I cry because I am humbled. While my wait for children felt long at the time, it was so short in comparison to the years I know so many others have waited. I cry because the Lord answered my deepest and most painful cry out to him. I have never prayed so hard for anything as much as I prayed for a child, and he answered that prayer. I cry thinking back to my first mother’s day with my sweet, 6 week old boy. He was born just days after the anniversary of my miscarriage and fulfilled the promise I felt God had made to me. My Isaac, my gift.
I cry when I think of mom’s who have lost their children, and who have a hole in their heart that will never be filled. The mom’s that are celebrated today, but cannot fully enjoy it when one reason for their motherhood is missing. The internet makes the world feel a bit smaller and I have followed several mama’s who have suffered this loss. I watched my own mom lose a child and know that even now, two decades later, she still feels that hole and always will.
I cry thinking of my friends who have lost their own mom’s way too soon. Who are feel torn between feeling celebrated today and wishing they had their own moms to celebrate. I cry as I humbly thank the Lord that both Matt and I have mom’s to celebrate again this year.

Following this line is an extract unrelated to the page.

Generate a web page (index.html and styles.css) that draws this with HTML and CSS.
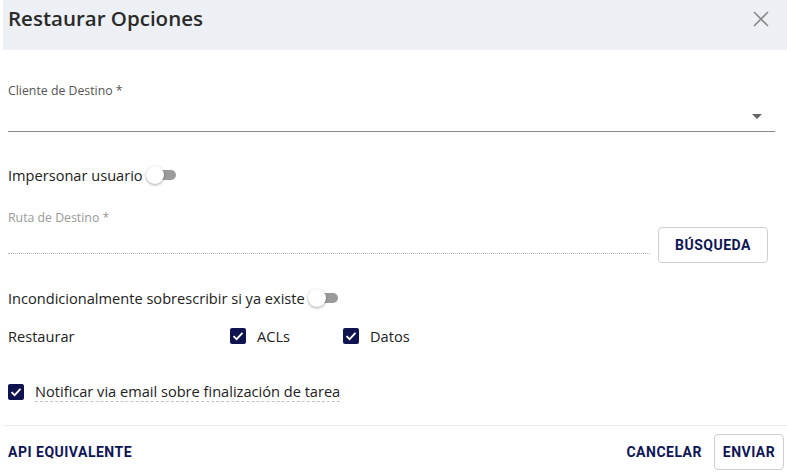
FILE: index.html
```html
<!DOCTYPE html>
<html lang="es">
<head>
<meta charset="utf-8">
<title>Restaurar Opciones</title>
<link rel="stylesheet" href="styles.css">
</head>
<body>
<div class="dialog">
  <header class="dialog-header">
    <h1 class="dialog-title">Restaurar Opciones</h1>
    <button class="close-btn" aria-label="Cerrar">
      <svg width="18" height="18" viewBox="0 0 18 18"><path d="M2 2L16 16M16 2L2 16" stroke="#8a8a8a" stroke-width="1.6" fill="none"/></svg>
    </button>
  </header>

  <div class="dialog-body">
    <div class="field select-field">
      <label class="field-label">Cliente de Destino *</label>
      <div class="select-input">
        <span class="select-arrow"></span>
      </div>
    </div>

    <div class="toggle-row row-impersonate">
      <span class="row-text">Impersonar usuario</span>
      <span class="toggle"><span class="toggle-knob"></span></span>
    </div>

    <div class="path-row">
      <div class="field path-field">
        <label class="field-label muted">Ruta de Destino *</label>
        <div class="path-input"></div>
      </div>
      <button class="outline-btn search-btn">BÚSQUEDA</button>
    </div>

    <div class="toggle-row row-overwrite">
      <span class="row-text">Incondicionalmente sobrescribir si ya existe</span>
      <span class="toggle"><span class="toggle-knob"></span></span>
    </div>

    <div class="restore-row">
      <span class="row-text restore-label">Restaurar</span>
      <label class="check check-acl"><span class="check-box"><svg width="12" height="10" viewBox="0 0 12 10"><path d="M1.5 5.2L4.6 8.2L10.5 1.8" stroke="#fff" stroke-width="1.8" fill="none"/></svg></span><span class="row-text">ACLs</span></label>
      <label class="check"><span class="check-box"><svg width="12" height="10" viewBox="0 0 12 10"><path d="M1.5 5.2L4.6 8.2L10.5 1.8" stroke="#fff" stroke-width="1.8" fill="none"/></svg></span><span class="row-text">Datos</span></label>
    </div>

    <div class="notify-row">
      <label class="check check-top"><span class="check-box"><svg width="12" height="10" viewBox="0 0 12 10"><path d="M1.5 5.2L4.6 8.2L10.5 1.8" stroke="#fff" stroke-width="1.8" fill="none"/></svg></span><span class="row-text notify-text">Notificar via email sobre finalización de tarea</span></label>
    </div>
  </div>

  <footer class="dialog-footer">
    <button class="text-btn">API EQUIVALENTE</button>
    <div class="footer-actions">
      <button class="text-btn">CANCELAR</button>
      <button class="outline-btn send-btn">ENVIAR</button>
    </div>
  </footer>
</div>
</body>
</html>
```

FILE: styles.css
```css
* { box-sizing: border-box; }

html, body {
  margin: 0;
  padding: 0;
  background: #fff;
}

body {
  font-family: "Open Sans", "Noto Sans", sans-serif;
  color: #222;
}

.dialog {
  width: 787px;
  height: 472px;
  padding-left: 3px;
  display: flex;
  flex-direction: column;
}

.dialog-header {
  flex: 0 0 50px;
  background: #edf0f5;
  display: flex;
  justify-content: space-between;
  align-items: flex-start;
  padding: 6px 17px 0 5px;
}

.dialog-title {
  margin: 0;
  font-size: 20.5px;
  font-weight: 600;
  color: #2a2a2a;
  line-height: 24px;
}

.close-btn {
  border: 0;
  background: none;
  padding: 0;
  margin-top: 4px;
  width: 18px;
  height: 18px;
  cursor: pointer;
}

.dialog-body {
  flex: 1;
  padding: 34px 12px 0 5px;
}

.field-label {
  display: block;
  font-size: 12.3px;
  color: #555;
  line-height: 14px;
}
.field-label.muted { color: #9a9a9a; }

.select-input {
  height: 34px;
  border-bottom: 1px solid #888;
  position: relative;
}

.select-arrow {
  position: absolute;
  right: 13px;
  top: 16px;
  width: 0;
  height: 0;
  border-left: 5px solid transparent;
  border-right: 5px solid transparent;
  border-top: 5px solid #666;
}

.row-text {
  font-size: 14.6px;
  color: #222;
  line-height: 18px;
}

.toggle-row {
  display: flex;
  align-items: center;
  height: 20px;
}
.row-impersonate { margin-top: 33px; }

.toggle {
  position: relative;
  width: 30px;
  height: 20px;
  display: inline-block;
  margin-left: 3px;
}
.toggle::before {
  content: "";
  position: absolute;
  left: 5px;
  top: 5px;
  width: 25px;
  height: 10px;
  border-radius: 5px;
  background: #9b9b9b;
}
.toggle-knob {
  position: absolute;
  left: 0;
  top: 1px;
  width: 18px;
  height: 18px;
  border-radius: 50%;
  background: #fff;
  box-shadow: 0 1px 3px rgba(0,0,0,0.35);
}

.path-row {
  display: flex;
  align-items: flex-end;
  margin-top: 26px;
}
.path-field {
  flex: 0 0 642px;
}
.path-input {
  height: 29px;
  border-bottom: 1px dotted #b5b5b5;
}

.outline-btn {
  font-family: Roboto, "Liberation Sans", sans-serif;
  font-weight: 700;
  font-size: 14px;
  letter-spacing: 0.5px;
  color: #0d1555;
  background: #fff;
  border: 1px solid #cfcfcf;
  border-radius: 4px;
  padding: 0;
  cursor: pointer;
}
.search-btn {
  width: 110px;
  height: 36px;
  margin-left: 8px;
  margin-bottom: -9px;
}

.row-overwrite { margin-top: 34px; }

.restore-row {
  display: flex;
  align-items: center;
  margin-top: 19px;
  height: 18px;
}
.restore-label { width: 222px; }

.check {
  display: inline-flex;
  align-items: center;
}
.check-acl { width: 113px; }
.check-top { align-items: flex-start; }
.check-top .check-box { margin-top: 2px; }

.check-box {
  flex: 0 0 16px;
  width: 16px;
  height: 16px;
  border-radius: 2px;
  background: #0f1350;
  display: inline-flex;
  align-items: center;
  justify-content: center;
  margin-right: 11px;
}

.notify-row { margin-top: 35px; }
.notify-text {
  border-bottom: 1px dashed #c4c4c4;
  padding-bottom: 1px;
}

.dialog-footer {
  flex: 0 0 47px;
  border-top: 1px solid #ececec;
  display: flex;
  justify-content: space-between;
  align-items: flex-start;
  padding: 8px 3px 0 5px;
}

.text-btn {
  font-family: Roboto, "Liberation Sans", sans-serif;
  font-weight: 700;
  font-size: 14px;
  letter-spacing: 0.5px;
  color: #0d1555;
  background: none;
  border: 0;
  padding: 0;
  height: 36px;
  cursor: pointer;
}

.footer-actions {
  display: flex;
  align-items: flex-start;
}
.send-btn {
  width: 70px;
  height: 36px;
  margin-left: 12px;
}
```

I cry as I am loved by my husband. Who teaches his children to love their mommy and makes sure my day is special. Who encourages me to rest and does the tedious things that can wear me down day after day.
I cry because my kids are too young to understand what mother’s day really means. That it should be a time for letting mommy relax. I cry because instead of this, they melt down in the car, throw fits about their food, and scream about taking naps (a nap they obviously need). I cry as they run from the one picture I want to have with them today and complain about the sun being too bright to smile when I finally get them to sit.
I cry as I receive texts from fellow moms who have walked this journey with me. Who have encouraged me, prayed for me, and have let me just talk when the days are hard. The friends who watch my kids for me, who help raise them with me, and who have been there through every change, stage, and growth. I cry because I am blessed beyond measure by the community God has set up in my life.
Mother’s Day makes me cry. For good reasons and for bad. Because being a mother is the most difficult thing I have ever done but it is also the title I feel most privileged to have. I prayed for motherhood. I delight in motherhood. I praise God every day that I get to raise my children. But no other role has ever been as emotional as being a mom. So I will cry and be happy. I will cry and be sad. But overall, I will cry big grateful tears as I think of the blessings upon blessings that I have been given on this journey.
Happy happy Mother’s Day to all of you that are emotional for whatever reason today as well. You are loved.
Surprised to see me blogging again? It’s only been 3ish years! Oops! Honestly, I am surprised too. I have written several blog posts over the past few weeks as the Lord has started to lay things on my heart again. I’ve waited until his timing to post them, and was not expecting to write this today, but I’ll continue to follow His lead. Make sure to follow Mystery32 on Facebook to continue to see when the next post may show up (possibly sooner than later).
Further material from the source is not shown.